Begin Dataset excerpts
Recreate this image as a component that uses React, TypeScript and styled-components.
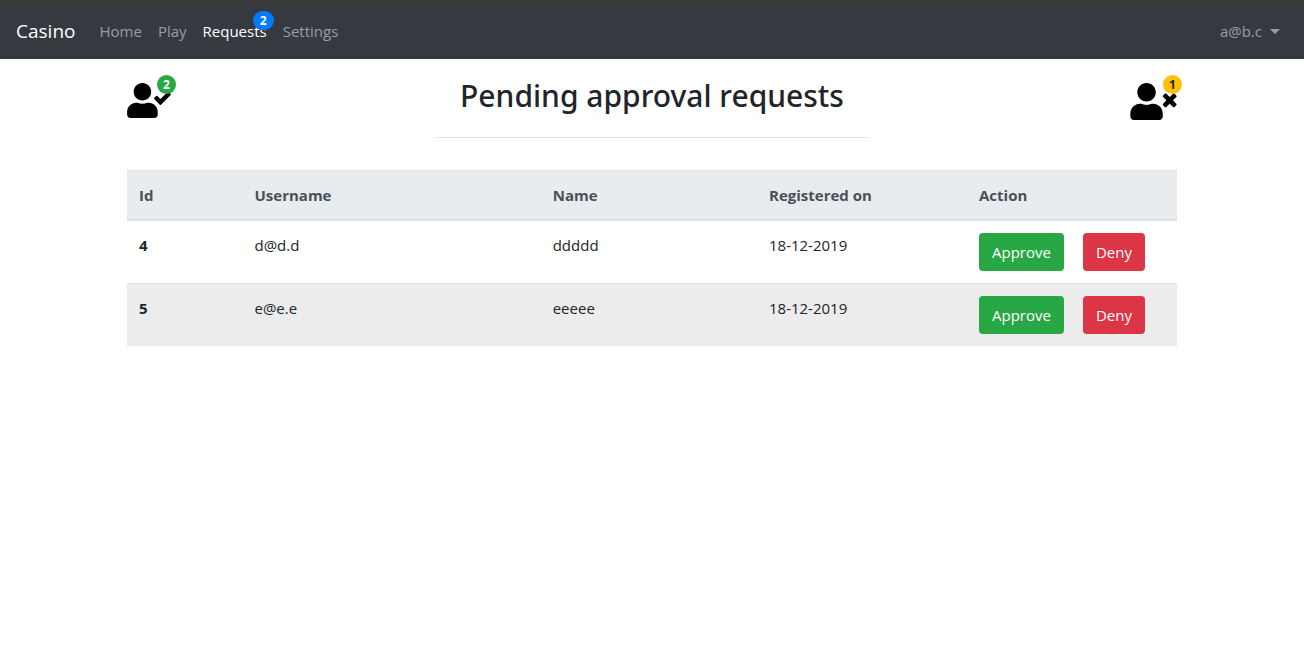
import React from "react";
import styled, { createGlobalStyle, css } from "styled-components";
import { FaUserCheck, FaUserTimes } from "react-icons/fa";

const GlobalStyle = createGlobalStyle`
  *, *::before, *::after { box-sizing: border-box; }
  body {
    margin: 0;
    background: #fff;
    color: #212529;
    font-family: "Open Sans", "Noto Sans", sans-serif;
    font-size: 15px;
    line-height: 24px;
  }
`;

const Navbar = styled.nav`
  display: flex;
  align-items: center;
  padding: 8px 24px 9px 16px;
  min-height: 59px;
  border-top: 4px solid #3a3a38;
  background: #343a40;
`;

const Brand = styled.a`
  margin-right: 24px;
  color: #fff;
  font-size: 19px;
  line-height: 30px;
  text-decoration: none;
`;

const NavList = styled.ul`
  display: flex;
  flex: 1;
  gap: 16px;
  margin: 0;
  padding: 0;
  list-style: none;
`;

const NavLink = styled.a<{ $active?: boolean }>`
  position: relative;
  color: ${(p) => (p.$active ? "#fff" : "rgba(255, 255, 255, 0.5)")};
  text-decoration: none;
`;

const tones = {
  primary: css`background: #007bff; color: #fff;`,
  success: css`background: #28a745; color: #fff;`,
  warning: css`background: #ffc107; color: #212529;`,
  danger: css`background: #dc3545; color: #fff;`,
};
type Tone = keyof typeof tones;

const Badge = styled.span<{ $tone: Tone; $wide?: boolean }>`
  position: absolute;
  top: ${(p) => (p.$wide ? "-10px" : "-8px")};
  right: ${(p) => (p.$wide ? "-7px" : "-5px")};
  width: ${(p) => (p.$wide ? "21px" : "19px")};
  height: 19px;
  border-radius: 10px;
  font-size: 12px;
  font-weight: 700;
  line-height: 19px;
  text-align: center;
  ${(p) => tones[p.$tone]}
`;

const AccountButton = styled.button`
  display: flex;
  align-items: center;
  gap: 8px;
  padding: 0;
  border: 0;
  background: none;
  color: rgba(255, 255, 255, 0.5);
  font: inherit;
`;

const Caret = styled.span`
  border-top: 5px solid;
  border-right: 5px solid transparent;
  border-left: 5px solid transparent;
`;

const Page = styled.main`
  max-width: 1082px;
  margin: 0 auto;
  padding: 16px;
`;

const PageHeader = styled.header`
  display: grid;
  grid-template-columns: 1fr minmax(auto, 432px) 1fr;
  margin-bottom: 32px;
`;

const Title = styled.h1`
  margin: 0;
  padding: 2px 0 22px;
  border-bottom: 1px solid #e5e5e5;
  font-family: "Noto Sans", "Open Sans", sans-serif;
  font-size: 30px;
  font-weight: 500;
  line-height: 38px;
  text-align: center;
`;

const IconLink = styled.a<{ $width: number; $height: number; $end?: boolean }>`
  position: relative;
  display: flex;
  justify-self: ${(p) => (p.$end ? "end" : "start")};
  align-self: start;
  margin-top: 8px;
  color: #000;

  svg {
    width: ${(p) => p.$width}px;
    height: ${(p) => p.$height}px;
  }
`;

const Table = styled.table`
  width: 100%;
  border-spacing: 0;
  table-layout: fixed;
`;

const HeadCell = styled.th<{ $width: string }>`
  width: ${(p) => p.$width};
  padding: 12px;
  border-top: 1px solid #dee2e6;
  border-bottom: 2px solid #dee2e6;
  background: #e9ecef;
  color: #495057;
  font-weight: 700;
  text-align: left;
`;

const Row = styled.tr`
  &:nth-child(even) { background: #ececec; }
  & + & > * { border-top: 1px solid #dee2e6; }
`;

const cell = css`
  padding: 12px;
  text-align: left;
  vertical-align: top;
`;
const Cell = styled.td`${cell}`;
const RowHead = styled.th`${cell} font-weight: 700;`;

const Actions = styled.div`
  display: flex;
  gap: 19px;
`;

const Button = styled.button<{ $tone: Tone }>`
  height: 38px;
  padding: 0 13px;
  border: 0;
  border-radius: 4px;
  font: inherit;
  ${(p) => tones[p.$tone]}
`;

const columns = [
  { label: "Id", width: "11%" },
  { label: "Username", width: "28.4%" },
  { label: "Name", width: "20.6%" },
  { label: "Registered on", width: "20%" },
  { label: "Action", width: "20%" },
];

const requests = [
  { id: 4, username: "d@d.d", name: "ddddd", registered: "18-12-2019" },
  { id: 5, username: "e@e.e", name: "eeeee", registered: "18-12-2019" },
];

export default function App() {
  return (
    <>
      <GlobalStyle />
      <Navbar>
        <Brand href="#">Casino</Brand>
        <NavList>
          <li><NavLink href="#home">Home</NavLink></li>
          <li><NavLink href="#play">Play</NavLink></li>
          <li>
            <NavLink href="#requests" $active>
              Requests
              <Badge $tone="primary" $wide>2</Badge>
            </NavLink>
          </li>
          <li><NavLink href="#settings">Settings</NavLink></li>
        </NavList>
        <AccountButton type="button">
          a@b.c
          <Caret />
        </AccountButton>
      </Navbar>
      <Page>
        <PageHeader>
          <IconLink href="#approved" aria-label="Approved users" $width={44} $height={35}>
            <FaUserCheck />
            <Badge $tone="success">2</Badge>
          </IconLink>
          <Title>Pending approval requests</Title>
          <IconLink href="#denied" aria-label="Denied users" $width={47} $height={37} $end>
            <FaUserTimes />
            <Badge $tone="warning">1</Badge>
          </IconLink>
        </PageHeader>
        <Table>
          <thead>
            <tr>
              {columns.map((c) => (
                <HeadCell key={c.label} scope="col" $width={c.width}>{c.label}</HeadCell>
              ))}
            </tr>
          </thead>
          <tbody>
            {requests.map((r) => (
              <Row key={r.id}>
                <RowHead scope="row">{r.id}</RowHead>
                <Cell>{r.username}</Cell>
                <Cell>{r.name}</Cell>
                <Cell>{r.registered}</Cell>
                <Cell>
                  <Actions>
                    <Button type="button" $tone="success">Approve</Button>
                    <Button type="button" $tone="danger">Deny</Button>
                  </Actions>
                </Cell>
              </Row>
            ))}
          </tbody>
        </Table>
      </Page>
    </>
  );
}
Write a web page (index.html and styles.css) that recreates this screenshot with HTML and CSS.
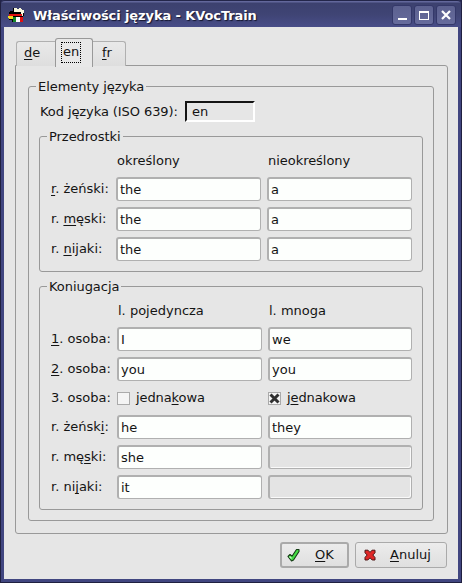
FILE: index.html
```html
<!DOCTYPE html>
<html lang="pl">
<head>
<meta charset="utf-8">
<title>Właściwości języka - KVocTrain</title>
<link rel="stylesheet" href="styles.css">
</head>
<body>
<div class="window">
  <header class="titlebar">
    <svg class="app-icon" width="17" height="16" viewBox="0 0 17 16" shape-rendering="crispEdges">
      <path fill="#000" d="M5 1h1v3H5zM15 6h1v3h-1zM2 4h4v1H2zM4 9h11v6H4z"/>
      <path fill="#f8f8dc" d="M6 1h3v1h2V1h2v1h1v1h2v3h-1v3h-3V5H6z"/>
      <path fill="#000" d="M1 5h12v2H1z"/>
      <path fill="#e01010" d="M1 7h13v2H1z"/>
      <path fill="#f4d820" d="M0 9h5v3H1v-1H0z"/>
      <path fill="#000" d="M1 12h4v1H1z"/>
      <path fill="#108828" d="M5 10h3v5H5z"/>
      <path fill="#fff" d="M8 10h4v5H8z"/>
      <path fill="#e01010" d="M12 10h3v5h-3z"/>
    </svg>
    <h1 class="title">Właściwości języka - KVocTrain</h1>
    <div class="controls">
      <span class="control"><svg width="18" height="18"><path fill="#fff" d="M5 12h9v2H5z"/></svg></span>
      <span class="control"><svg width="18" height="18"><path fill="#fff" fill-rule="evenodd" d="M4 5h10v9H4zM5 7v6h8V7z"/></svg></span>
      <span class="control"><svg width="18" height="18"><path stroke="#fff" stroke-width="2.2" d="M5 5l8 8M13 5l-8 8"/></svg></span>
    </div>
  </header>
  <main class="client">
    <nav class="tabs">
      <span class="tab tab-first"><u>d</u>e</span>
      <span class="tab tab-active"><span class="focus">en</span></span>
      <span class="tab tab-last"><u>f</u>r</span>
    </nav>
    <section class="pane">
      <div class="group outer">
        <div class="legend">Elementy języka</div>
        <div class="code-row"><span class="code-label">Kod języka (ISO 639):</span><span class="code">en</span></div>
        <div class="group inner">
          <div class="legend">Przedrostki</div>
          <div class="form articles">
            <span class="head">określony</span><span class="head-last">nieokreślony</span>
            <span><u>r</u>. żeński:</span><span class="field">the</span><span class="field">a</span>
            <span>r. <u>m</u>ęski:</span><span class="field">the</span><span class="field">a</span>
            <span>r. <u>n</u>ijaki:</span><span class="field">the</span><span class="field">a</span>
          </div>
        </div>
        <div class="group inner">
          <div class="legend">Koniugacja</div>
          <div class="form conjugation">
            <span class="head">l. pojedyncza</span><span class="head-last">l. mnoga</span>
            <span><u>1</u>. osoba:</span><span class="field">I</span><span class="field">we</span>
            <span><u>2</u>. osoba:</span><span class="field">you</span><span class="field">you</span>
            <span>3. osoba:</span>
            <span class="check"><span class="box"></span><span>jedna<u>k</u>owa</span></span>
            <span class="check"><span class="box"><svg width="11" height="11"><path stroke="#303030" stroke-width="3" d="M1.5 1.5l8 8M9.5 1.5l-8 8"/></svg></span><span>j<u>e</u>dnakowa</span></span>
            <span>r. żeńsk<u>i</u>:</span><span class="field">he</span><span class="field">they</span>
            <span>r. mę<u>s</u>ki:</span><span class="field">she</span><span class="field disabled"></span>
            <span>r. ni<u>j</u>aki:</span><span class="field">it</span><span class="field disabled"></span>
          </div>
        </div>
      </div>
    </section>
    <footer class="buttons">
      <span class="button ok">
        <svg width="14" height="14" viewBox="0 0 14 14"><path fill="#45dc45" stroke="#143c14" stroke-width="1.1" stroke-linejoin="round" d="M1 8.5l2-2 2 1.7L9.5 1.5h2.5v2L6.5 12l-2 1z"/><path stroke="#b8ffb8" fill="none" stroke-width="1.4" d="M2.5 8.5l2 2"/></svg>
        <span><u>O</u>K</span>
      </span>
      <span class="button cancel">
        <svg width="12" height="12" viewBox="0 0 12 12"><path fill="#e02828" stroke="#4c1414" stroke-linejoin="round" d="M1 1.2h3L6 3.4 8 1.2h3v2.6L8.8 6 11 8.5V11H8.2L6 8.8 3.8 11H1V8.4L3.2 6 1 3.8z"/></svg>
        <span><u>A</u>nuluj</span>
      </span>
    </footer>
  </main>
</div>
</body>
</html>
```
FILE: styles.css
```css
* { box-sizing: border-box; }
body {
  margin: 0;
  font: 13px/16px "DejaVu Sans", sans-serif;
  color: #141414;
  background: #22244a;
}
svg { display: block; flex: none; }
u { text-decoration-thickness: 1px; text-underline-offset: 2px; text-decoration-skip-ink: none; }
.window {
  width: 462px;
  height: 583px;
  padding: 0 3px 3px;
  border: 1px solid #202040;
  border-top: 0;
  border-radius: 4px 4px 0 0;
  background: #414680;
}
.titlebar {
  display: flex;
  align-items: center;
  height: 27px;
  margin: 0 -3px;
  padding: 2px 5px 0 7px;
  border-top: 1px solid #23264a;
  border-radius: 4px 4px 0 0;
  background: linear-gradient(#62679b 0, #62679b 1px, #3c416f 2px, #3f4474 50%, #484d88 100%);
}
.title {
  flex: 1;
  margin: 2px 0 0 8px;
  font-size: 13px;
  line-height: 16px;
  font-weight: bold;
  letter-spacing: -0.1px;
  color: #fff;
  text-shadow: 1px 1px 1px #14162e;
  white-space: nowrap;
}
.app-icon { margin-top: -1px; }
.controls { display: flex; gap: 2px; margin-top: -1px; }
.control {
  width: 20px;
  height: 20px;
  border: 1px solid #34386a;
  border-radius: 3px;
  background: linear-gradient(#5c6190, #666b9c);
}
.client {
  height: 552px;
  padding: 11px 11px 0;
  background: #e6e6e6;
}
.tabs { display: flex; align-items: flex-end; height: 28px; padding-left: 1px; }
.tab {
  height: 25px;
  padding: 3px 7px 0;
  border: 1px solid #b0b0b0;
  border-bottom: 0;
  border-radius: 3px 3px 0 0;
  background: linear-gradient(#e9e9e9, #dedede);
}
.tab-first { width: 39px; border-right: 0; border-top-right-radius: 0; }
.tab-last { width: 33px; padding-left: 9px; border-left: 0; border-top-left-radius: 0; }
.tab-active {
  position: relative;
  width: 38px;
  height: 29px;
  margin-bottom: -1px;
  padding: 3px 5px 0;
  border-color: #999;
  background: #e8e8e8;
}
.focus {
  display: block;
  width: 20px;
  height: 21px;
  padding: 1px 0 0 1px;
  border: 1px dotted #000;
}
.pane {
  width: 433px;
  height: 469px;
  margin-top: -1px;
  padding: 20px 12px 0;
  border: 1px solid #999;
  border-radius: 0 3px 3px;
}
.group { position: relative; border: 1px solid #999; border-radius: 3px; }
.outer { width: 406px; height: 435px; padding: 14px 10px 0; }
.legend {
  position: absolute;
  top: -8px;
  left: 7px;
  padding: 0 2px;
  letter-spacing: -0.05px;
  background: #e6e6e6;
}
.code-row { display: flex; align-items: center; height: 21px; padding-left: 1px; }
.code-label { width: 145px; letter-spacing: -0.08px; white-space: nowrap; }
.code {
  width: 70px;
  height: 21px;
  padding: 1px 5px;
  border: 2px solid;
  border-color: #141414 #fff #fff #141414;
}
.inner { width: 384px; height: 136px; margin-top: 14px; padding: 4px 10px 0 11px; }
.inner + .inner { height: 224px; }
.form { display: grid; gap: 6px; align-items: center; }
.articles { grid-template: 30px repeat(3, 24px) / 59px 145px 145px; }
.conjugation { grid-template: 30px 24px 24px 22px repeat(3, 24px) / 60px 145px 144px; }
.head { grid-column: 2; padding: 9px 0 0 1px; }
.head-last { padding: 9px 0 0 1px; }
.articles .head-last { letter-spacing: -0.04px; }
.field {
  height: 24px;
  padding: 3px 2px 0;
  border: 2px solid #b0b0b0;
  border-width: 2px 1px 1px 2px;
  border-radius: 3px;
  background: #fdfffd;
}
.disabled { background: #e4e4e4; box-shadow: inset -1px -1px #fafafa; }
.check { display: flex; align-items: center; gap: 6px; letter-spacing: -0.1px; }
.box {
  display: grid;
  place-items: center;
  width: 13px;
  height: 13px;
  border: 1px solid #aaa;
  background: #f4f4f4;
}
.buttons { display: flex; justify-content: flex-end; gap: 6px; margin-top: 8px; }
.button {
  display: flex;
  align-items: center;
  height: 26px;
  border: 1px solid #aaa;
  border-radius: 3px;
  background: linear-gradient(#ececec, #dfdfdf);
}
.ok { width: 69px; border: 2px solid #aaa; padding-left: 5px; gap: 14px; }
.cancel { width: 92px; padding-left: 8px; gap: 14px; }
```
End Dataset excerpts
What the task asks | Gather from the data above every line with the string "components".

Exercise result |
Recreate this image as a component that uses React, TypeScript and styled-components.
import styled, { createGlobalStyle, css } from "styled-components";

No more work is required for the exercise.